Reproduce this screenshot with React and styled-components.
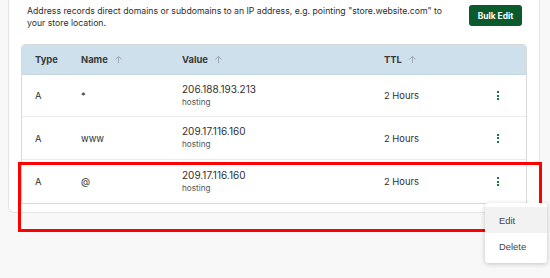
import React from 'react';
import styled, {createGlobalStyle} from 'styled-components';

const GlobalStyle = createGlobalStyle`
  *, *::before, *::after { box-sizing: border-box; }
  body {
    margin: 0;
    background: #f8f8f8;
    font-family: Inter, "Noto Sans", sans-serif;
    color: #2b2b2b;
  }
`

const Page = styled.div`
  position: relative;
  width: 550px;
  height: 278px;
  overflow: hidden;
`

const Card = styled.div`
  margin-left: 8px;
  width: 532px;
  background: white;
  border: 1px solid #e4e4e4;
  border-top: none;
  border-radius: 0 0 6px 6px;
  padding: 5px 12px 8px 12px;
`

const TopRow = styled.div`
  display: flex;
  justify-content: space-between;
  align-items: flex-start;
  padding: 0 5px 0 6px;
`

const Description = styled.p`
  margin: 0;
  width: 425px;
  font-size: 8.7px;
  line-height: 12px;
  color: #2e2e2e;
`

const BulkButton = styled.button`
  width: 53px;
  height: 21px;
  border: none;
  border-radius: 3px;
  background: #0b5a2b;
  color: white;
  font-family: Inter, sans-serif;
  font-weight: 700;
  font-size: 8.4px;
  padding: 0;
`

const Table = styled.div`
  margin-top: 15px;
  border: 1px solid #d9d9d9;
  border-radius: 4px 4px 0 0;
  overflow: hidden;
`

const Row = styled.div`
  display: grid;
  grid-template-columns: 46px 101px 202px 113px 1fr;
  align-items: center;
  padding-left: 13px;
  height: ${p => p.$h}px;
  background: ${p => p.$head ? '#cee0ec' : 'white'};
  border-bottom: ${p => p.$last ? 'none' : `1px solid ${p.$head ? '#c5d6e2' : '#ebebeb'}`};
  font-size: 9.4px;
  color: #2f2f2f;
`

const HeadCell = styled.div`
  display: flex;
  align-items: center;
  gap: 6px;
  font-weight: 700;
  color: #3a3a3a;
`

const Arrow = styled.svg`
  width: 9px;
  height: 9px;
  stroke: #9aa4ab;
  stroke-width: 1;
  fill: none;
`

const ValueCell = styled.div`
  display: flex;
  flex-direction: column;
  line-height: 13px;
  font-size: 10px;
`

const Sub = styled.span`
  font-size: 8.2px;
  color: #555;
`

const Dots = styled.div`
  display: flex;
  flex-direction: column;
  gap: 1.5px;
  & span {
    width: 2px;
    height: 2px;
    background: #167a40;
  }
`

const Highlight = styled.div`
  position: absolute;
  left: 18px;
  top: 162px;
  width: 524px;
  height: 70px;
  border: 3px solid #ff0000;
`

const Menu = styled.div`
  position: absolute;
  left: 485px;
  top: 203px;
  width: 62px;
  padding: 4px 0;
  background: white;
  border-radius: 3px;
  box-shadow: 0 1px 5px rgba(0, 0, 0, 0.22);
  &::before {
    content: "";
    position: absolute;
    top: -5px;
    right: 9px;
    border-left: 5px solid transparent;
    border-right: 5px solid transparent;
    border-bottom: 5px solid white;
  }
`

const MenuItem = styled.div`
  height: 26px;
  display: flex;
  align-items: center;
  padding-left: 14px;
  font-family: "Liberation Sans", Arial, sans-serif;
  font-size: 9.4px;
  color: #444;
  background: ${p => p.$active ? '#f2f2f2' : 'white'};
`

const UpArrow = () => (
    <Arrow viewBox="0 0 10 10">
        <path d="M5 9V1.5M1.5 5L5 1.5 8.5 5"/>
    </Arrow>
)

const records = [
    {type: 'A', name: '*', value: '206.188.193.213', ttl: '2 Hours'},
    {type: 'A', name: 'www', value: '209.17.116.160', ttl: '2 Hours'},
    {type: 'A', name: '@', value: '209.17.116.160', ttl: '2 Hours'},
]

const App = () => {
    return (
        <Page>
            <GlobalStyle/>
            <Card>
                <TopRow>
                    <Description>
                        Address records direct domains or subdomains to an IP address, e.g. pointing "store.website.com" to your store location.
                    </Description>
                    <BulkButton>Bulk Edit</BulkButton>
                </TopRow>
                <Table>
                    <Row $head $h={30}>
                        <HeadCell>Type</HeadCell>
                        <HeadCell>Name <UpArrow/></HeadCell>
                        <HeadCell>Value <UpArrow/></HeadCell>
                        <HeadCell>TTL <UpArrow/></HeadCell>
                        <div/>
                    </Row>
                    {records.map((r, i) => (
                        <Row key={i} $h={i === 0 ? 42 : 43} $last={i === records.length - 1}>
                            <div>{r.type}</div>
                            <div>{r.name}</div>
                            <ValueCell>
                                <span>{r.value}</span>
                                <Sub>hosting</Sub>
                            </ValueCell>
                            <div>{r.ttl}</div>
                            <Dots><span/><span/><span/></Dots>
                        </Row>
                    ))}
                </Table>
            </Card>
            <Highlight/>
            <Menu>
                <MenuItem $active>Edit</MenuItem>
                <MenuItem>Delete</MenuItem>
            </Menu>
        </Page>
    );
};

export default App;
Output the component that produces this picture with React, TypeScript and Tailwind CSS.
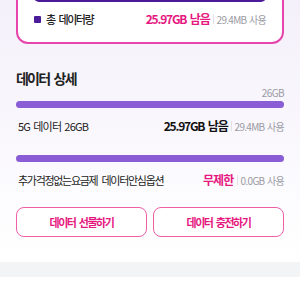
export default function App() {
  const font = { fontFamily: '"Noto Sans CJK KR", "Noto Sans", sans-serif' };

  return (
    <div style={font} className="w-[300px] h-[300px] overflow-hidden bg-white text-[#222] [word-spacing:3px]">
      <div className="bg-gradient-to-b from-[#f3effa] to-white px-4 pb-[25px]">
        {/* 전체 데이터 카드 */}
        <div className="-mt-5 rounded-xl border-2 border-[#e645ad] bg-white px-4 pt-[10px] pb-[14px]">
          <div className="h-[10px] rounded-full bg-[#4b1b99]" />
          <div className="mt-2 flex h-[18px] items-center justify-between">
            <div className="flex items-center gap-[5px]">
              <span className="h-[7px] w-[7px] rounded-[1px] bg-[#4b1b99]" />
              <span className="text-[11px] font-medium tracking-[-1.5px]">총 데이터량</span>
            </div>
            <div className="flex items-center">
              <span className="text-[12px] font-bold tracking-[-1.2px] text-[#e6177f] [word-spacing:2px]">25.97GB 남음</span>
              <span className="mx-[3px] h-[10px] w-px bg-[#e2e2e6]" />
              <span className="text-[10px] tracking-[-0.7px] text-[#9a9aa2] [word-spacing:1px]">29.4MB 사용</span>
            </div>
          </div>
        </div>

        <h2 className="mt-[26px] h-[16px] text-[14px] font-bold leading-[16px] tracking-[-1.8px]">데이터 상세</h2>

        <div className="h-[14px] text-right text-[10px] leading-[14px] tracking-[-0.6px] text-[#9a9aa2]">26GB</div>
        <div className="mt-px h-[7px] rounded-full bg-[#8a5cd6]" />
        <div className="mt-[9px] flex h-[18px] items-center justify-between pl-0.5">
          <span className="text-[11px] tracking-[-0.8px] [word-spacing:1.5px]">5G 데이터 26GB</span>
          <div className="flex items-center">
            <span className="text-[12px] font-bold tracking-[-1.2px] text-[#111] [word-spacing:2px]">25.97GB 남음</span>
            <span className="mx-[3px] h-[10px] w-px bg-[#e2e2e6]" />
            <span className="text-[10px] tracking-[-0.7px] text-[#9a9aa2] [word-spacing:1px]">29.4MB 사용</span>
          </div>
        </div>

        <div className="mt-[20px] h-[7px] rounded-full bg-[#8a5cd6]" />
        <div className="mt-[9px] flex h-[18px] items-center justify-between pl-0.5">
          <span className="text-[11px] tracking-[-1.3px]">추가걱정없는요금제 데이터안심옵션</span>
          <div className="flex items-center">
            <span className="text-[12px] font-bold tracking-[-0.8px] text-[#e6177f]">무제한</span>
            <span className="mx-[3px] h-[10px] w-px bg-[#e2e2e6]" />
            <span className="text-[10px] tracking-[-0.7px] text-[#9a9aa2] [word-spacing:1px]">0.0GB 사용</span>
          </div>
        </div>

        <div className="mt-[18px] grid grid-cols-2 gap-[6px]">
          <button className="h-[30px] rounded-lg border border-[#ee5fa6] bg-white text-[11px] font-bold tracking-[-1.4px] text-[#e6177f] [word-spacing:2px]">
            데이터 선물하기
          </button>
          <button className="h-[30px] rounded-lg border border-[#ee5fa6] bg-white text-[11px] font-bold tracking-[-1.4px] text-[#e6177f] [word-spacing:2px]">
            데이터 충전하기
          </button>
        </div>
      </div>
      <div className="h-[15px] bg-[#f3f4f6]" />
    </div>
  );
}
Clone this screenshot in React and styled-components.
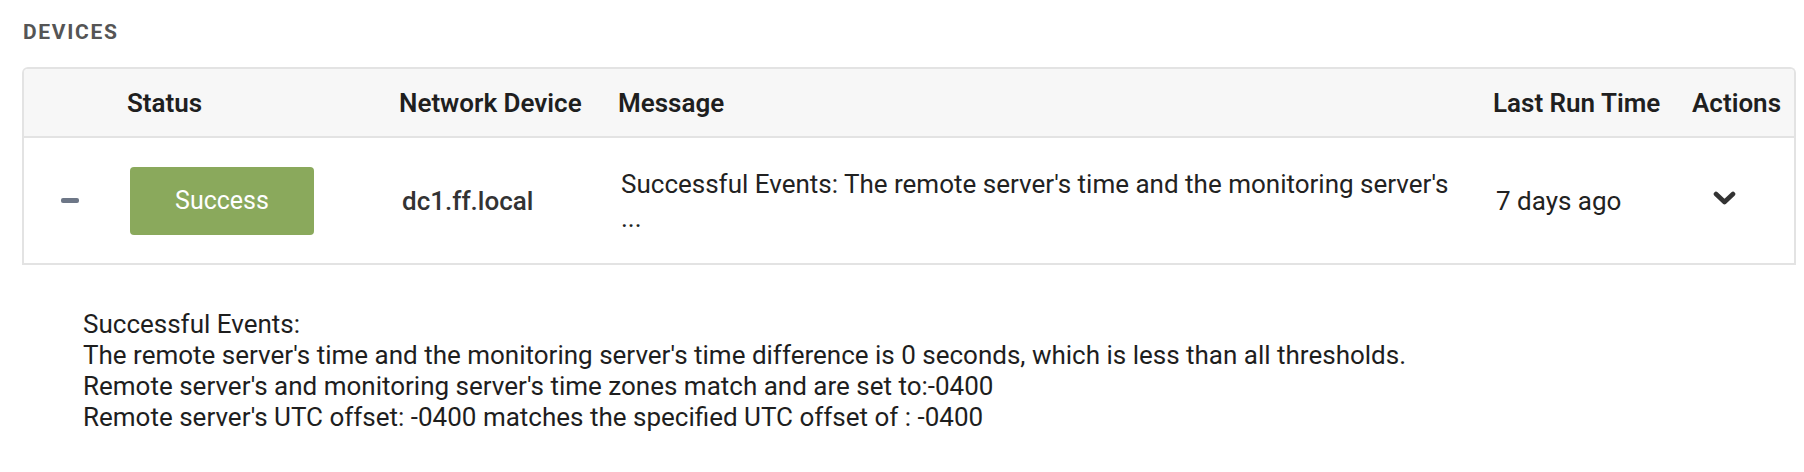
import React from "react";
import styled, { createGlobalStyle } from "styled-components";

const GlobalStyle = createGlobalStyle`
  html, body { margin: 0; padding: 0; background: #ffffff; }
  body { font-family: Roboto, "Noto Sans", sans-serif; color: #222; }
`;

const Page = styled.div`
  padding: 0 8px 0 22px;
`;

const SectionTitle = styled.h2`
  margin: 0;
  padding-top: 18px;
  height: 67px;
  box-sizing: border-box;
  font-size: 21px;
  line-height: 28px;
  font-weight: 700;
  letter-spacing: 1.7px;
  color: #555;
  padding-left: 1px;
`;

const Table = styled.div`
  border: 2px solid #e3e3e3;
  border-bottom: none;
  border-radius: 6px 6px 0 0;
  overflow: hidden;
`;

const Row = styled.div`
  display: grid;
  grid-template-columns: 91px 272px 219px 875px 199px 1fr;
  align-items: center;
  height: ${(p) => p.$h}px;
  background: ${(p) => p.$bg || "#fff"};
  border-bottom: 2px solid #e3e3e3;
`;

const HeadCell = styled.div`
  padding-left: 12px;
  font-size: 26px;
  font-weight: 600;
  color: #1f1f1f;
  white-space: nowrap;
`;

const Cell = styled.div`
  padding-left: ${(p) => (p.$pad != null ? p.$pad : 15)}px;
  font-size: 26px;
  color: #222;
  display: flex;
  align-items: center;
  justify-content: ${(p) => (p.$center ? "center" : "flex-start")};
`;

const Minus = styled.span`
  display: block;
  width: 18px;
  height: 5px;
  border-radius: 2px;
  background: #6d7787;
`;

const Badge = styled.div`
  width: 184px;
  height: 68px;
  border-radius: 4px;
  background: #8aa95c;
  color: #fff;
  font-size: 25px;
  display: flex;
  align-items: center;
  justify-content: center;
`;

const Device = styled.span`
  font-weight: 500;
  color: #333;
`;

const Message = styled.div`
  line-height: 34px;
  white-space: nowrap;
`;

const ChevronWrap = styled.span`
  display: flex;
  margin-bottom: 6px;
`;

const Details = styled.div`
  padding: 44px 0 0 61px;
  font-size: 26px;
  line-height: 31px;
  color: #1e1e1e;
`;

const Chevron = () => (
  <ChevronWrap>
    <svg width="23" height="14" viewBox="0 0 23 14">
      <polyline
        points="3,3 11.5,11 20,3"
        fill="none"
        stroke="#333"
        strokeWidth="4.6"
        strokeLinecap="round"
        strokeLinejoin="round"
      />
    </svg>
  </ChevronWrap>
);

export default function App() {
  return (
    <>
      <GlobalStyle />
      <Page>
        <SectionTitle>DEVICES</SectionTitle>
        <Table>
          <Row $h={67} $bg="#f7f7f7">
            <HeadCell />
            <HeadCell>Status</HeadCell>
            <HeadCell>Network Device</HeadCell>
            <HeadCell>Message</HeadCell>
            <HeadCell>Last Run Time</HeadCell>
            <HeadCell>Actions</HeadCell>
          </Row>
          <Row $h={125}>
            <Cell $pad={0} $center>
              <Minus />
            </Cell>
            <Cell>
              <Badge>Success</Badge>
            </Cell>
            <Cell>
              <Device>dc1.ff.local</Device>
            </Cell>
            <Cell>
              <Message>
                Successful Events: The remote server's time and the monitoring server's
                <br />
                ...
              </Message>
            </Cell>
            <Cell>7 days ago</Cell>
            <Cell $pad={33}>
              <Chevron />
            </Cell>
          </Row>
        </Table>
        <Details>
          Successful Events:
          <br />
          The remote server's time and the monitoring server's time difference is 0 seconds, which is less than all thresholds.
          <br />
          Remote server's and monitoring server's time zones match and are set to:-0400
          <br />
          Remote server's UTC offset: -0400 matches the specified UTC offset of : -0400
        </Details>
      </Page>
    </>
  );
}
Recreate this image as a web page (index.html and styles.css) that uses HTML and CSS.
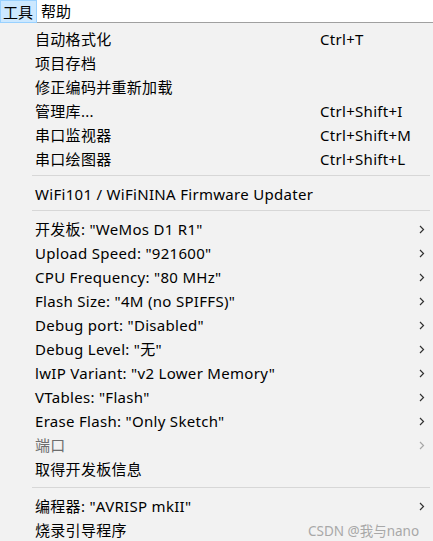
FILE: index.html
```html
<!DOCTYPE html>
<html lang="zh-CN">
<head>
<meta charset="utf-8">
<title>工具菜单</title>
<link rel="stylesheet" href="styles.css">
</head>
<body>
<div class="menubar">
  <span class="top-item active">工具</span>
  <span class="top-item">帮助</span>
</div>
<div class="menu">
  <div class="row"><span class="label">自动格式化</span><span class="key">Ctrl+T</span></div>
  <div class="row"><span class="label">项目存档</span></div>
  <div class="row"><span class="label">修正编码并重新加载</span></div>
  <div class="row"><span class="label">管理库...</span><span class="key">Ctrl+Shift+I</span></div>
  <div class="row"><span class="label">串口监视器</span><span class="key">Ctrl+Shift+M</span></div>
  <div class="row"><span class="label">串口绘图器</span><span class="key">Ctrl+Shift+L</span></div>
  <div class="sep"></div>
  <div class="row"><span class="label">WiFi101 / WiFiNINA Firmware Updater</span></div>
  <div class="sep"></div>
  <div class="row"><span class="label">开发板: "WeMos D1 R1"</span><span class="arrow"><svg width="6" height="9" viewBox="0 0 6 9"><path d="M1 1 L4.5 4.5 L1 8" fill="none" stroke="currentColor" stroke-width="1.2"/></svg></span></div>
  <div class="row"><span class="label">Upload Speed: "921600"</span><span class="arrow"><svg width="6" height="9" viewBox="0 0 6 9"><path d="M1 1 L4.5 4.5 L1 8" fill="none" stroke="currentColor" stroke-width="1.2"/></svg></span></div>
  <div class="row"><span class="label">CPU Frequency: "80 MHz"</span><span class="arrow"><svg width="6" height="9" viewBox="0 0 6 9"><path d="M1 1 L4.5 4.5 L1 8" fill="none" stroke="currentColor" stroke-width="1.2"/></svg></span></div>
  <div class="row"><span class="label">Flash Size: "4M (no SPIFFS)"</span><span class="arrow"><svg width="6" height="9" viewBox="0 0 6 9"><path d="M1 1 L4.5 4.5 L1 8" fill="none" stroke="currentColor" stroke-width="1.2"/></svg></span></div>
  <div class="row"><span class="label">Debug port: "Disabled"</span><span class="arrow"><svg width="6" height="9" viewBox="0 0 6 9"><path d="M1 1 L4.5 4.5 L1 8" fill="none" stroke="currentColor" stroke-width="1.2"/></svg></span></div>
  <div class="row"><span class="label">Debug Level: "无"</span><span class="arrow"><svg width="6" height="9" viewBox="0 0 6 9"><path d="M1 1 L4.5 4.5 L1 8" fill="none" stroke="currentColor" stroke-width="1.2"/></svg></span></div>
  <div class="row"><span class="label">lwIP Variant: "v2 Lower Memory"</span><span class="arrow"><svg width="6" height="9" viewBox="0 0 6 9"><path d="M1 1 L4.5 4.5 L1 8" fill="none" stroke="currentColor" stroke-width="1.2"/></svg></span></div>
  <div class="row"><span class="label">VTables: "Flash"</span><span class="arrow"><svg width="6" height="9" viewBox="0 0 6 9"><path d="M1 1 L4.5 4.5 L1 8" fill="none" stroke="currentColor" stroke-width="1.2"/></svg></span></div>
  <div class="row"><span class="label">Erase Flash: "Only Sketch"</span><span class="arrow"><svg width="6" height="9" viewBox="0 0 6 9"><path d="M1 1 L4.5 4.5 L1 8" fill="none" stroke="currentColor" stroke-width="1.2"/></svg></span></div>
  <div class="row disabled"><span class="label">端口</span><span class="arrow"><svg width="6" height="9" viewBox="0 0 6 9"><path d="M1 1 L4.5 4.5 L1 8" fill="none" stroke="currentColor" stroke-width="1.2"/></svg></span></div>
  <div class="row"><span class="label">取得开发板信息</span></div>
  <div class="sep sep-last"></div>
  <div class="row"><span class="label">编程器: "AVRISP mkII"</span><span class="arrow"><svg width="6" height="9" viewBox="0 0 6 9"><path d="M1 1 L4.5 4.5 L1 8" fill="none" stroke="currentColor" stroke-width="1.2"/></svg></span></div>
  <div class="row"><span class="label">烧录引导程序</span></div>
</div>
<div class="watermark">CSDN @我与nano</div>
</body>
</html>
```
FILE: styles.css
```css
html, body {
  margin: 0;
  padding: 0;
  background: #f2f2f2;
  overflow: hidden;
}
body {
  width: 433px;
  height: 541px;
  position: relative;
  font-family: "Noto Sans", "Noto Sans CJK SC", sans-serif;
  font-size: 15px;
  color: #000;
}
.menubar {
  height: 22px;
  background: #fff;
  border-bottom: 1px solid #a0a0a0;
  display: flex;
  align-items: stretch;
  position: relative;
  z-index: 1;
}
.top-item {
  display: flex;
  align-items: center;
  padding: 0 4px 0 3px;
  line-height: 22px;
  margin-right: 1px;
}
.top-item.active {
  background: #cce8ff;
  box-shadow: inset 0 0 0 1px #99d1ff;
  height: 23px;
  margin-bottom: -1px;
}
.menu {
  padding-top: 4px;
  background: #f2f2f2;
}
.row {
  display: grid;
  grid-template-columns: 35px 285px 1fr 14px;
  height: 24px;
  align-items: center;
  white-space: nowrap;
  letter-spacing: 0.3px;
}
.label {
  grid-column: 2;
  line-height: 24px;
}
.key {
  grid-column: 3;
  line-height: 24px;
}
.arrow {
  grid-column: 4;
  display: flex;
  align-items: center;
  color: #333;
}
.arrow svg {
  display: block;
}
.row.disabled .label {
  color: #6d6d6d;
}
.row.disabled .arrow {
  color: #a8a8a8;
}
.sep {
  height: 11px;
  display: flex;
  align-items: flex-start;
  margin-left: 32px;
  margin-right: 3px;
}
.sep::before {
  content: "";
  display: block;
  width: 100%;
  height: 1px;
  margin-top: 4px;
  background: #d7d7d7;
}
.sep-last {
  height: 13px;
}
.sep-last::before {
  margin-top: 6px;
}
.watermark {
  position: absolute;
  left: 308px;
  top: 520px;
  font-size: 13.5px;
  line-height: 22px;
  color: #a8a8a8;
  white-space: nowrap;
}
```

------

Filter for "styles". Return all lines that hold it.

Recreate this image as a web page (index.html and styles.css) that uses HTML and CSS.
<link rel="stylesheet" href="styles.css">
FILE: styles.css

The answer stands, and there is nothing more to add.